Demographic User Modeling for Social Robotics with Multimodal Pre-trained Models
Hamed Rahimi, Mouad Abrini, Mahdi Khoramshahi, Mohamed Chetouani
TL;DR
Demographic user modeling from visual-linguistic data in social robotics is challenged by data sparsity and bias. The authors introduce GenUser and FairUser to study this problem and evaluate CLIP and FaRL in both out-of-the-box and fine-tuned settings, proposing a hybrid objective that adds masked image modeling to the standard contrastive loss, yielding $L_{total}=L_c+L_{MIM}$. Results show limited out-of-the-box performance but substantial gains after fine-tuning, with FaRL offering better cross-dataset generalization than CLIP, which can suffer from catastrophic forgetting when fine-tuned on a single dataset. This work provides a pathway to more robust, privacy-aware multimodal demographic modeling for social robotics, with implications for healthcare and education applications where nuanced user understanding is critical.
Abstract
This paper investigates the performance of multimodal pre-trained models in user profiling tasks based on visual-linguistic demographic data.
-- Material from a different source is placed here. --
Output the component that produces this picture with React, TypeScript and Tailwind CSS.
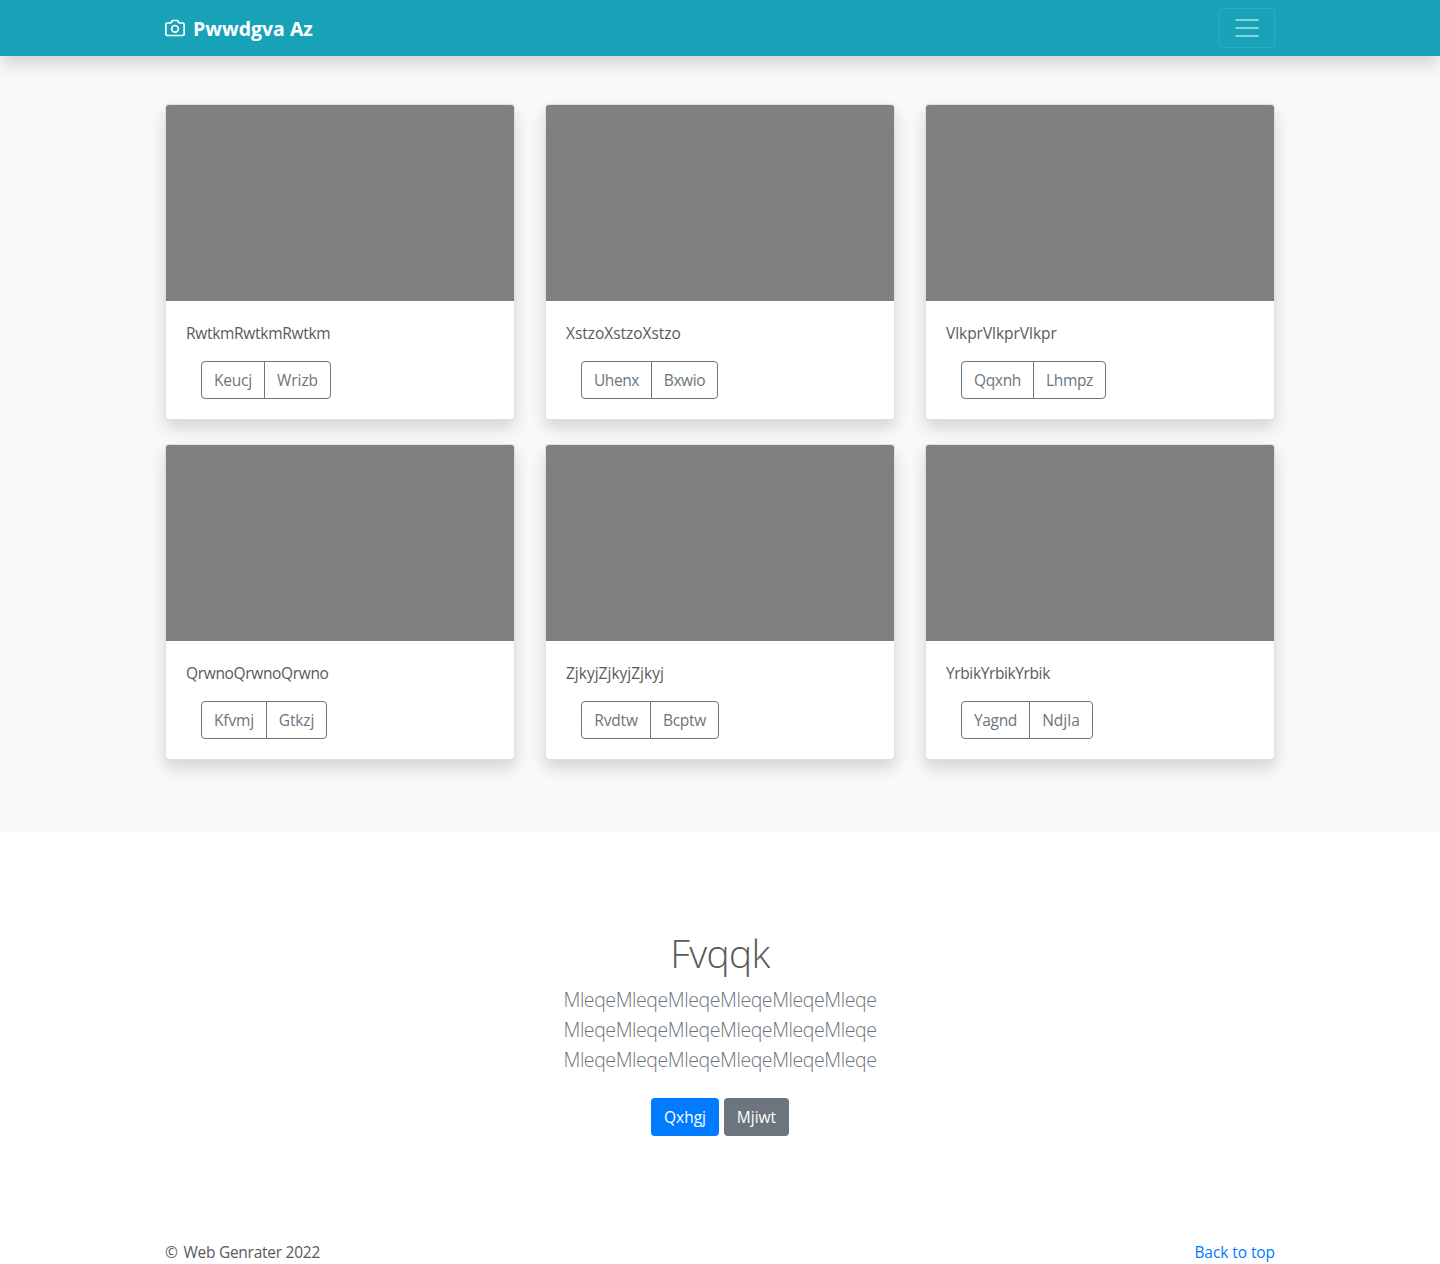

These models are critical for adapting to the needs and preferences of human users in social robotics, thereby providing personalized responses and enhancing interaction quality. First, we introduce two datasets specifically curated to represent demographic characteristics derived from user facial images. Next, we evaluate the performance of a prominent contrastive multimodal pre-trained model, CLIP, on these datasets, both in its out-of-the-box state and after fine-tuning. Initial results indicate that CLIP performs suboptimal in matching images to demographic descriptions without fine-tuning. Although fine-tuning significantly enhances its predictive capacity, the model continues to exhibit limitations in effectively generalizing subtle demographic nuances. To address this, we propose adopting a masked image modeling strategy to improve generalization and better capture subtle demographic attributes. This approach offers a pathway for enhancing demographic sensitivity in multimodal user modeling tasks.